▶

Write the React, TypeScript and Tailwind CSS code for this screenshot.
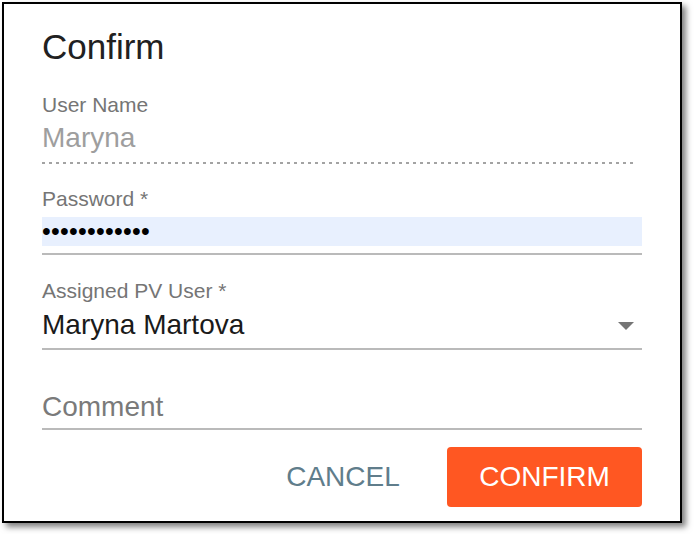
import React from "react";

export default function App() {
  const font = { fontFamily: '"Liberation Sans", Arial, Helvetica, sans-serif' };
  return (
    <div className="w-[694px] h-[534px] bg-white pl-[2px] pt-[2px]" style={font}>
      <div className="w-[680px] h-[521px] border-2 border-black bg-white shadow-[4px_4px_6px_rgba(0,0,0,0.5)] px-[38px] pt-[25px] flex flex-col">
        <h1 className="text-[35px] leading-none h-[35px] text-[#212121] font-normal">Confirm</h1>

        <div className="mt-[30px] text-[21px] leading-none h-[21px] text-[#757575]">User Name</div>
        <div className="mt-[9px] text-[28px] leading-none h-[28px] text-[#9e9e9e]">Maryna</div>
        <div className="mt-[10px] h-[2px] w-[594px] bg-[linear-gradient(to_right,#a3a3a3_45%,transparent_45%)] bg-[length:7px_2px] bg-repeat-x"></div>

        <div className="mt-[24px] text-[21px] leading-none h-[21px] text-[#757575]">Password *</div>
        <div className="mt-[8px] h-[29px] bg-[#e8f0fe] flex items-center">
          <span className="text-[25px] leading-none tracking-[0.25px] text-black">••••••••••••</span>
        </div>
        <div className="mt-[7px] h-[2px] bg-[#bababa]"></div>

        <div className="mt-[25px] text-[21px] leading-none h-[21px] text-[#757575]">Assigned PV User *</div>
        <div className="mt-[10px] h-[28px] flex justify-between">
          <span className="text-[28px] leading-none text-[#1a1a1a]">Maryna Martova</span>
          <svg className="mt-[11px] mr-[8px]" width="16" height="8" viewBox="0 0 16 8">
            <path d="M0 0 L16 0 L8 8 Z" fill="#757575" />
          </svg>
        </div>
        <div className="mt-[9px] h-[2px] bg-[#bababa]"></div>

        <div className="mt-[43px] text-[28px] leading-none h-[28px] text-[#7a7a7a]">Comment</div>
        <div className="mt-[7px] h-[2px] bg-[#bababa]"></div>

        <div className="mt-[17px] flex justify-end gap-[29px]">
          <button className="w-[150px] h-[60px] text-[28px] leading-none text-[#607d8b] bg-transparent">CANCEL</button>
          <button className="w-[195px] h-[60px] rounded-[4px] bg-[#ff5722] text-white text-[28px] leading-none">CONFIRM</button>
        </div>
      </div>
    </div>
  );
}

◀

• [What the exercise asks]
Transcribe the material exactly, keeping every word and none of the pictures.

• [Written response]
Write the React, TypeScript and Tailwind CSS code for this screenshot.
import React from "react";

export default function App() {
  const font = { fontFamily: '"Liberation Sans", Arial, Helvetica, sans-serif' };
  return (
    <div className="w-[694px] h-[534px] bg-white pl-[2px] pt-[2px]" style={font}>
      <div className="w-[680px] h-[521px] border-2 border-black bg-white shadow-[4px_4px_6px_rgba(0,0,0,0.5)] px-[38px] pt-[25px] flex flex-col">
        <h1 className="text-[35px] leading-none h-[35px] text-[#212121] font-normal">Confirm</h1>

        <div className="mt-[30px] text-[21px] leading-none h-[21px] text-[#757575]">User Name</div>
        <div className="mt-[9px] text-[28px] leading-none h-[28px] text-[#9e9e9e]">Maryna</div>
        <div className="mt-[10px] h-[2px] w-[594px] bg-[linear-gradient(to_right,#a3a3a3_45%,transparent_45%)] bg-[length:7px_2px] bg-repeat-x"></div>

        <div className="mt-[24px] text-[21px] leading-none h-[21px] text-[#757575]">Password *</div>
        <div className="mt-[8px] h-[29px] bg-[#e8f0fe] flex items-center">
          <span className="text-[25px] leading-none tracking-[0.25px] text-black">••••••••••••</span>
        </div>
        <div className="mt-[7px] h-[2px] bg-[#bababa]"></div>

        <div className="mt-[25px] text-[21px] leading-none h-[21px] text-[#757575]">Assigned PV User *</div>
        <div className="mt-[10px] h-[28px] flex justify-between">
          <span className="text-[28px] leading-none text-[#1a1a1a]">Maryna Martova</span>
          <svg className="mt-[11px] mr-[8px]" width="16" height="8" viewBox="0 0 16 8">
            <path d="M0 0 L16 0 L8 8 Z" fill="#757575" />
          </svg>
        </div>
        <div className="mt-[9px] h-[2px] bg-[#bababa]"></div>

        <div className="mt-[43px] text-[28px] leading-none h-[28px] text-[#7a7a7a]">Comment</div>
        <div className="mt-[7px] h-[2px] bg-[#bababa]"></div>

        <div className="mt-[17px] flex justify-end gap-[29px]">
          <button className="w-[150px] h-[60px] text-[28px] leading-none text-[#607d8b] bg-transparent">CANCEL</button>
          <button className="w-[195px] h-[60px] rounded-[4px] bg-[#ff5722] text-white text-[28px] leading-none">CONFIRM</button>
        </div>
      </div>
    </div>
  );
}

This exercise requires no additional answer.